Step 4: Non-color redundancy check. For every case where a semantic color token carries meaning, document the redundant non-color signal: icon, label, pattern, shape, position. If a token pair fails the hue audit and the only differentiator is hue, you have a real failure regardless of contrast ratios.

Step 5: Mode-pair testing. Run steps 1–4 in both light and dark mode separately. Token values often differ between modes. Failures in one mode do not imply failures in the other.

The aufaitux.com 2026 research on accessible color tokens for enterprise design systems found that most teams audit at the primitive layer — the raw hex values — rather than the semantic layer where meaning is encoded. The semantic token audit is the one that catches the actual user impact.

So Actually, the Problem Is in the Question

The design token system asked: does this color have enough luminance contrast against its background? The answer was yes.
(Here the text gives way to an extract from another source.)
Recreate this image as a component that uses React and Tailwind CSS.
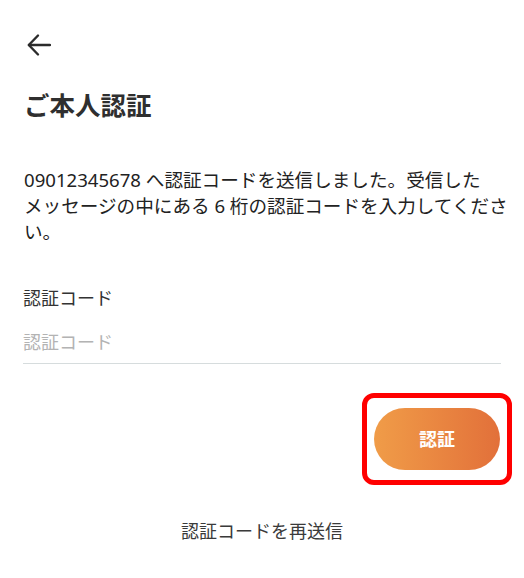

The question it did not ask: is this the only visual channel carrying this meaning, and is that channel available to everyone?

WCAG compliance and accessibility are not the same thing. The audit measures what it can measure. The standard encodes what was agreed on in 2008, updated cautiously in 2018 and 2023. The people your system misses — the 300 million with color vision deficiency, the third of your users with astigmatism who experience halation, the users switching adaptation states between modes — none of them are in the pass/fail column of your contrast checker.

The token system gave the failure a good name. color-semantic-error. Semantic. Meaningful. Invisible.

If your token library has a documented redundancy plan for every semantic color pair — the icon that backs up the hue, the label that backs up the badge — you have done the work. If it doesn't, your audit is a floor, not a ceiling.

Which tokens in your system right now carry meaning that only the color can see?